Dubai’s annual CPI inflation rate accelerated to 3.0% y/y in November, up from 2.4% the previous month. This marked the fastest pace of annual price growth since August, while on the monthly measure inflation was at 0.5%, up from 0.2% in October. Over the year to date, headline annual inflation has averaged 3.3%, the same pace as seen in 2023. Next year we forecast that price growth will slow to an average 2.8% y/y, with transport set to remain a drag on the headline measure but housing remaining the key driver.

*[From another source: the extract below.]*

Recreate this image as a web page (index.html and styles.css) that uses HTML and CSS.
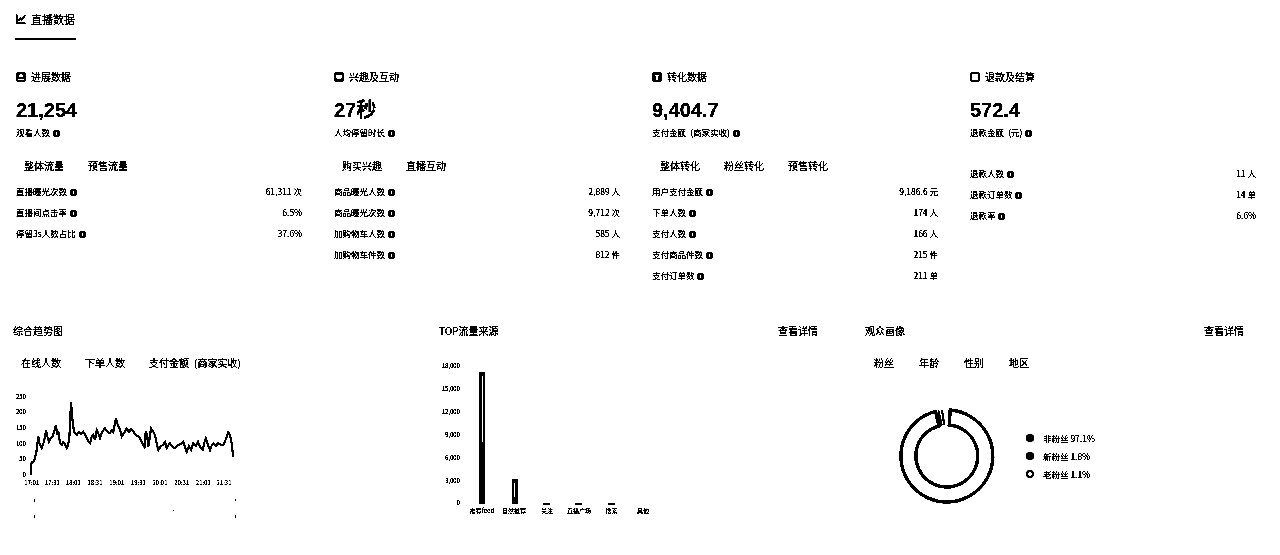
FILE: index.html
```html
<!DOCTYPE html>
<html lang="zh-CN">
<head>
    <meta charset="UTF-8">
    <title>直播数据</title>
    <link rel="stylesheet" href="styles.css">
</head>
<body>
<div class="page">
    <!-- Top tab -->
    <div class="tabbar">
        <div class="tabbar-item">
            <svg class="icon" viewBox="0 0 10 10"><path d="M0.7 0.5V9.3H9.5" fill="none" stroke="#000" stroke-width="1.4"/><path d="M2.4 7L4.4 4.4L5.8 5.8L9.2 1.4" fill="none" stroke="#000" stroke-width="1.4"/></svg>
            直播数据
        </div>
    </div>

    <!-- Four stat columns -->
    <div class="stats">
        <section class="stat">
            <h3 class="stat-title">
                <svg class="icon" viewBox="0 0 10 10"><rect x="0.2" y="0.2" width="9.6" height="9.6" rx="1.6"/><circle cx="5" cy="3.8" r="2" fill="#fff"/><rect x="2" y="6.4" width="6" height="1.4" fill="#fff"/></svg>
                进展数据
            </h3>
            <div class="stat-value">21,254</div>
            <div class="stat-label">观看人数 <i class="info"></i></div>
            <div class="tabs stat-tabs"><span>整体流量</span><span>预售流量</span></div>
            <div class="row"><span>直播曝光次数 <i class="info"></i></span><span>61,311 次</span></div>
            <div class="row"><span>直播间点击率 <i class="info"></i></span><span>6.5%</span></div>
            <div class="row"><span>停留3s人数占比 <i class="info"></i></span><span>37.6%</span></div>
        </section>

        <section class="stat">
            <h3 class="stat-title">
                <svg class="icon" viewBox="0 0 10 10"><rect x="0.2" y="0.2" width="9.6" height="9.6" rx="1.6"/><path d="M2 2.4H8V5.4L5 8L2 5.4Z" fill="#fff"/></svg>
                兴趣及互动
            </h3>
            <div class="stat-value">27秒</div>
            <div class="stat-label">人均停留时长 <i class="info"></i></div>
            <div class="tabs stat-tabs"><span>购买兴趣</span><span>直播互动</span></div>
            <div class="row"><span>商品曝光人数 <i class="info"></i></span><span>2,889 人</span></div>
            <div class="row"><span>商品曝光次数 <i class="info"></i></span><span>9,712 次</span></div>
            <div class="row"><span>加购物车人数 <i class="info"></i></span><span>585 人</span></div>
            <div class="row"><span>加购物车件数 <i class="info"></i></span><span>812 件</span></div>
        </section>

        <section class="stat">
            <h3 class="stat-title">
                <svg class="icon" viewBox="0 0 10 10"><rect x="0.2" y="0.2" width="9.6" height="9.6" rx="1.6"/><path d="M2 2.4H8L6 5.2V8H4V5.2Z" fill="#fff"/></svg>
                转化数据
            </h3>
            <div class="stat-value">9,404.7</div>
            <div class="stat-label">支付金额&ensp;(商家实收) <i class="info"></i></div>
            <div class="tabs stat-tabs"><span>整体转化</span><span>粉丝转化</span><span>预售转化</span></div>
            <div class="row"><span>用户支付金额 <i class="info"></i></span><span>9,186.6 元</span></div>
            <div class="row"><span>下单人数 <i class="info"></i></span><span>174 人</span></div>
            <div class="row"><span>支付人数 <i class="info"></i></span><span>166 人</span></div>
            <div class="row"><span>支付商品件数 <i class="info"></i></span><span>215 件</span></div>
            <div class="row"><span>支付订单数 <i class="info"></i></span><span>211 单</span></div>
        </section>

        <section class="stat">
            <h3 class="stat-title">
                <svg class="icon" viewBox="0 0 10 10"><rect x="1" y="1" width="8" height="8" rx="2" fill="#fff" stroke="#000" stroke-width="1.8"/></svg>
                退款及结算
            </h3>
            <div class="stat-value">572.4</div>
            <div class="stat-label">退款金额&ensp;(元) <i class="info"></i></div>
            <div class="no-tabs"></div>
            <div class="row"><span>退款人数 <i class="info"></i></span><span>11 人</span></div>
            <div class="row"><span>退款订单数 <i class="info"></i></span><span>14 单</span></div>
            <div class="row"><span>退款率 <i class="info"></i></span><span>6.6%</span></div>
        </section>
    </div>

    <!-- Charts -->
    <div class="charts">
        <section class="chart">
            <div class="chart-head"><h3>综合趋势图</h3></div>
            <div class="tabs chart-tabs"><span>在线人数</span><span>下单人数</span><span>支付金额&ensp;(商家实收)</span></div>
            <svg class="trend" width="240" height="140" viewBox="0 0 240 140">
                <g class="axis">
                    <text x="13" y="14" text-anchor="end">250</text>
                    <text x="13" y="29" text-anchor="end">200</text>
                    <text x="13" y="45" text-anchor="end">150</text>
                    <text x="13" y="61" text-anchor="end">100</text>
                    <text x="13" y="76" text-anchor="end">50</text>
                    <text x="13" y="92" text-anchor="end">0</text>
                    <text x="18.7" y="100" text-anchor="middle">17:01</text>
                    <text x="39.3" y="100" text-anchor="middle">17:31</text>
                    <text x="60.3" y="100" text-anchor="middle">18:01</text>
                    <text x="82" y="100" text-anchor="middle">18:31</text>
                    <text x="103.7" y="100" text-anchor="middle">19:01</text>
                    <text x="125.3" y="100" text-anchor="middle">19:31</text>
                    <text x="147" y="100" text-anchor="middle">20:01</text>
                    <text x="168.7" y="100" text-anchor="middle">20:31</text>
                    <text x="190.3" y="100" text-anchor="middle">21:01</text>
                    <text x="211" y="100" text-anchor="middle">21:31</text>
                </g>
                <polyline fill="none" stroke="#000" stroke-width="1.8" points="17.7,90 18,82 18.7,76.7 20.5,77 22,73.3 23.5,66 25.3,51.7 26.5,58 28.7,63.3 30.5,58 32,52 33,45 34.5,52 36,56.7 37.5,53 39.7,51.7 41,47 43,40 44.2,50 45.3,46 47,58.3 48.7,60 50.3,57.3 52,59 53.7,63.3 55,60 56.3,53.3 57.2,35 58,16.7 59,30 59.7,36.7 61,47 63.7,50 66,47 68,49 70.3,46.7 73,51 75,56 77,58.3 78.5,52 80.3,50 82,55 83.7,45 85.5,49 87,53.3 89,47 92,43.3 94.5,47 97,48.3 98.5,45 100.3,47 103,33.3 105,41 107,44 108.7,51.7 111,48 113.7,43.3 116,47 118,44 120.3,46.7 123,50 126,52 128,55 130.3,60 131.5,62 132.7,46.7 134,50 135.3,61.7 136.8,52 138,43.3 140,46 142,50 144,60 145.3,65 148,61 150,60 152,56.7 153.7,63.3 155.5,60 157,58.3 159.5,62 162,63.3 165,60 168,59 170.3,56.7 172,62 173.7,66.7 176,61 178,65 180.3,58.3 183,61 185,57 187,61.7 189.7,65 191.2,58 192.7,53.3 195,60 197,65 198.5,61 200.3,58.3 203,61 205,58 208,60 210.3,60 212.5,55 215.3,47.3 217,50 218.7,58.3 219.5,66 220.3,71.7"/>
                <rect x="21" y="114" width="1" height="3"/>
                <rect x="21" y="130" width="1" height="3"/>
                <rect x="222" y="114" width="1" height="2"/>
                <rect x="222" y="130" width="1" height="3"/>
                <rect x="160" y="125" width="1" height="1"/>
            </svg>
        </section>

        <section class="chart">
            <div class="chart-head"><h3>TOP流量来源</h3><a class="more">查看详情</a></div>
            <svg class="bars" width="379" height="165" viewBox="0 0 379 165">
                <g class="axis">
                    <text x="21" y="12" text-anchor="end">18,000</text>
                    <text x="21" y="35" text-anchor="end">15,000</text>
                    <text x="21" y="58" text-anchor="end">12,000</text>
                    <text x="21" y="81" text-anchor="end">9,000</text>
                    <text x="21" y="104" text-anchor="end">6,000</text>
                    <text x="21" y="127" text-anchor="end">3,000</text>
                    <text x="21" y="149" text-anchor="end">0</text>
                    <text x="43" y="157" text-anchor="middle">推荐feed</text>
                    <text x="75" y="157" text-anchor="middle">自然推荐</text>
                    <text x="108" y="157" text-anchor="middle">关注</text>
                    <text x="140" y="157" text-anchor="middle">直播广场</text>
                    <text x="172.6" y="157" text-anchor="middle">搜索</text>
                    <text x="204" y="157" text-anchor="middle">其他</text>
                </g>
                <rect x="40" y="16" width="6" height="132"/>
                <rect x="43" y="20" width="1" height="66" fill="#fff"/>
                <rect x="73" y="123" width="6" height="25"/>
                <rect x="75" y="127" width="1" height="14" fill="#fff"/>
                <rect x="104" y="147" width="7" height="2"/>
                <rect x="136" y="147" width="7" height="2"/>
                <rect x="169" y="147" width="7" height="2"/>
            </svg>
        </section>

        <section class="chart">
            <div class="chart-head"><h3>观众画像</h3><a class="more">查看详情</a></div>
            <div class="tabs chart-tabs tabs-wide"><span>粉丝</span><span>年龄</span><span>性别</span><span>地区</span></div>
            <div class="donut-wrap">
                <svg class="donut" width="100" height="100" viewBox="0 0 100 100">
                    <path d="M53.2 4.1A46 46 0 1 1 38.5 5.4L42 20A31 31 0 1 0 52.2 19.1Z" fill="#fff" stroke="#000" stroke-width="3"/>
                    <path d="M41.6 4.6L44.6 19.4" stroke="#000" stroke-width="1.8"/>
                    <path d="M45 4.2L47.2 19" stroke="#000" stroke-width="1.8"/>
                </svg>
                <ul class="legend">
                    <li><i class="dot"></i>非粉丝 97.1%</li>
                    <li><i class="dot"></i>新粉丝 1.8%</li>
                    <li><i class="dot dot-open"></i>老粉丝 1.1%</li>
                </ul>
            </div>
        </section>
    </div>
</div>
</body>
</html>
```

FILE: styles.css
```css
html {
    background: #fff;
}
body {
    margin: 0;
    font-family: "Noto Sans CJK SC", "Noto Sans", sans-serif;
    color: #000;
}
/* The reference is a hard black and white picture */
.page {
    height: 555px;
    overflow: hidden;
    background: #fff;
    filter: grayscale(1) brightness(0.72) contrast(30);
}
h3 {
    margin: 0;
    font-weight: 400;
    font-size: 10px;
    line-height: 14px;
}
.icon {
    width: 10px;
    height: 10px;
    flex: none;
}
/* Top tab */
.tabbar {
    height: 40px;
    padding-left: 15px;
}
.tabbar-item {
    display: flex;
    align-items: center;
    gap: 5px;
    box-sizing: border-box;
    width: 61px;
    height: 40px;
    padding-left: 1px;
    border-bottom: 2px solid #000;
    font-size: 11px;
}
/* Stat columns */
.stats {
    display: grid;
    grid-template-columns: repeat(4, 286px);
    gap: 32px;
    padding: 30px 0 0 16px;
}
.stat-title {
    display: flex;
    align-items: center;
    gap: 5px;
}
.stat-value {
    margin-top: 12px;
    font-family: "Liberation Sans", "Noto Sans CJK SC", sans-serif;
    font-size: 20px;
    line-height: 28px;
    font-weight: 700;
}
.stat-label {
    margin-top: 2px;
    font-size: 8.5px;
    line-height: 12px;
}
.tabs {
    display: flex;
    gap: 24px;
    padding-left: 8px;
    font-size: 10px;
    line-height: 14px;
}
.stat-tabs {
    margin-top: 21px;
    margin-bottom: 8px;
}
.no-tabs {
    height: 25px;
}
.row {
    display: flex;
    justify-content: space-between;
    font-size: 8.5px;
    line-height: 21px;
}
/* Round info mark with a white stem */
.info {
    display: inline-block;
    position: relative;
    width: 7px;
    height: 7px;
    margin-left: 1px;
    border-radius: 50%;
    background: #000;
    vertical-align: -1px;
}
.info::after {
    content: "";
    position: absolute;
    left: 3px;
    top: 2px;
    width: 1px;
    height: 3px;
    background: #fff;
}
/* Chart row */
.charts {
    display: grid;
    grid-template-columns: repeat(3, 379px);
    gap: 47px;
    margin-top: 38px;
    padding-left: 13px;
}
.chart-head {
    display: flex;
    justify-content: space-between;
}
.more {
    font-size: 10px;
    line-height: 14px;
}
.chart-tabs {
    margin-top: 18px;
}
.tabs-wide {
    gap: 25px;
    padding-left: 9px;
}
svg {
    display: block;
}
.axis text {
    font-size: 6px;
}
.trend {
    margin-top: 15px;
}
.bars {
    margin-top: 18px;
}
.donut-wrap {
    display: flex;
    align-items: center;
    margin: 36px 0 0 32px;
}
.legend {
    margin: 0 0 0 29px;
    padding: 0;
    list-style: none;
    font-size: 8.5px;
    line-height: 18px;
}
.legend li {
    display: flex;
    align-items: center;
}
.dot {
    box-sizing: border-box;
    width: 8px;
    height: 8px;
    margin-right: 9px;
    border-radius: 50%;
    background: #000;
}
.dot-open {
    background: #fff;
    border: 2px solid #000;
}
```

Transport inflation, which accounts for around 10% of the basket, was at -4.3% y/y in November, compared to -10.6% in October, which goes a long way to explaining the acceleration in headline inflation last month. We had anticipated this (see Dubai: Inflation slows again in October ), writing that ‘the drag from transport has likely softened as petrol prices rose m/m for the first time since August.’ Nevertheless, the annual drag is still sizeable and we expect that transport costs will continue to offset higher prices in other components of the basket through December and into next year given we forecast that Brent futures will average USD 73/b in 2025, compared with a projected USD 80/b this year. The price of Super 98 petrol in December is AED 2.61/litre, 4.7% lower m/m and 11.8% lower y/y.
Most other components of the CPI basket have remained fairly soft. Food & beverages prices were up 1.1% y/y in November, down from 1.8% in October and compared with a ytd average of 2.4%. Clothing & footwear costs were down y/y, as were tobacco and communication while household durables & maintenance prices were just 0.3% higher y/y. The inflationary pressures from disrupted supply chains as shipping companies looked to avoid the Red Sea have largely dissipated now as firms have adjusted. Businesses polled for the Dubai S&P Global PMI survey reported cutting their output prices for the second month in a row in November even as input prices rose at a moderately faster pace, and the need to remain competitive should support lower prices for consumers in the months ahead.
As has been the case for the past several years, the primary driver of inflation in Dubai in November was housing prices, which were up 7.2% y/y, unchanged from the previous month. Housing accounts for around 40% of the basket, so the average 6.7% ytd has kept the headline measure more elevated than it would otherwise have been. Annual rents were up 20.8% y/y in November and housing is likely to remain the key determinant of Dubai’s inflation metric.